For something with an IBM name on it, the EGASET utility is rather mysterious. Then again, if it was only distributed by IBM ROECE, it probably ended up almost exclusively behind the Iron Curtain where most of the circa pre-1991 computing history almost completely vanished.
The supplied CSEGA14.FNT font is dated January 1988. The CZHPFNT archive very strongly suggests that IBM ROECE did offer some sort of national language support for at least some countries of the Eastern Bloc, although what exactly that support looked like is very unclear. It is not even clear if IBM ROECE had anything to do with the CZHPFNT archive beyond being involved with the EGASET utility. The included font only contains raw font data, and the archive’s README.TXT offers no clues either.

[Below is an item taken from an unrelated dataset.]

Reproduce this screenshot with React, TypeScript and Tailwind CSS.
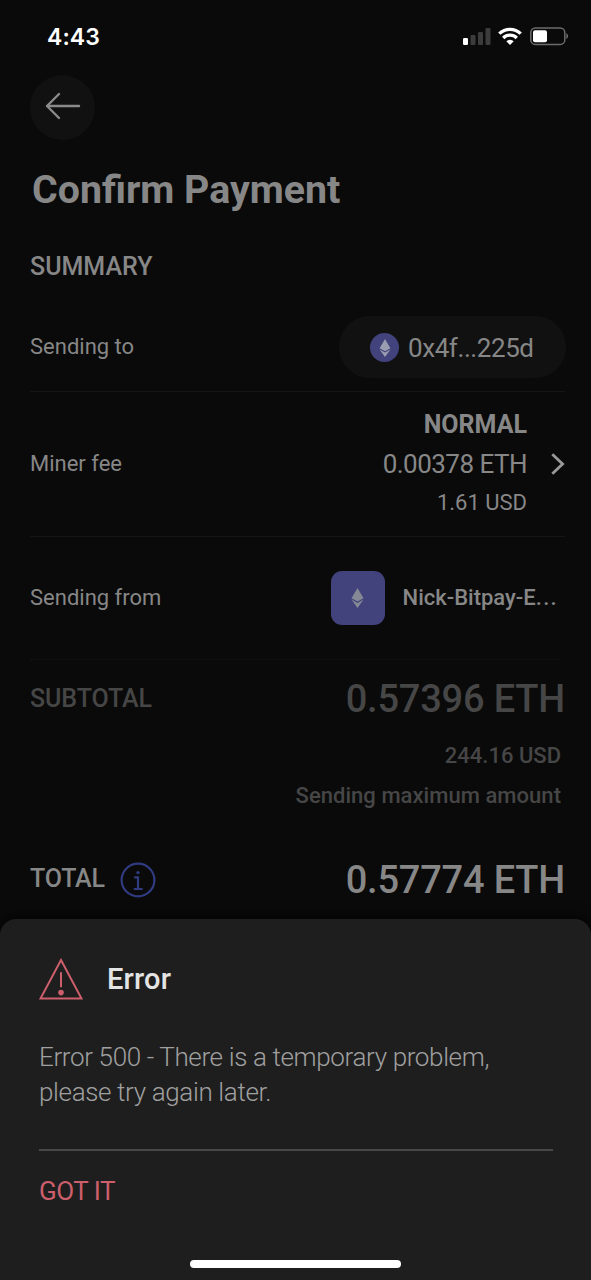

Because finding the KEYBCS2 utility was so insanely difficult, I made it available, together with several others, here. The original no-longer-working KEYBCS2.EXE is included, together with “unlocked” KEYBCS2.COM and KEYBDEF.EXE. Several alternative keyboard and/or display drivers are included; of those, CZECH.EXE is the newest and fanciest, with minimal conventional memory footprint and keyboard/display support for Kamenický, CP852, CP1250, and ISO 8859-2 encodings.
Although DOS 5.0 and later came with perfectly functional built-in keyboard and font support, it was limited to CP852; the third-party utilities tend to be significantly more capable and flexible while needing less memory.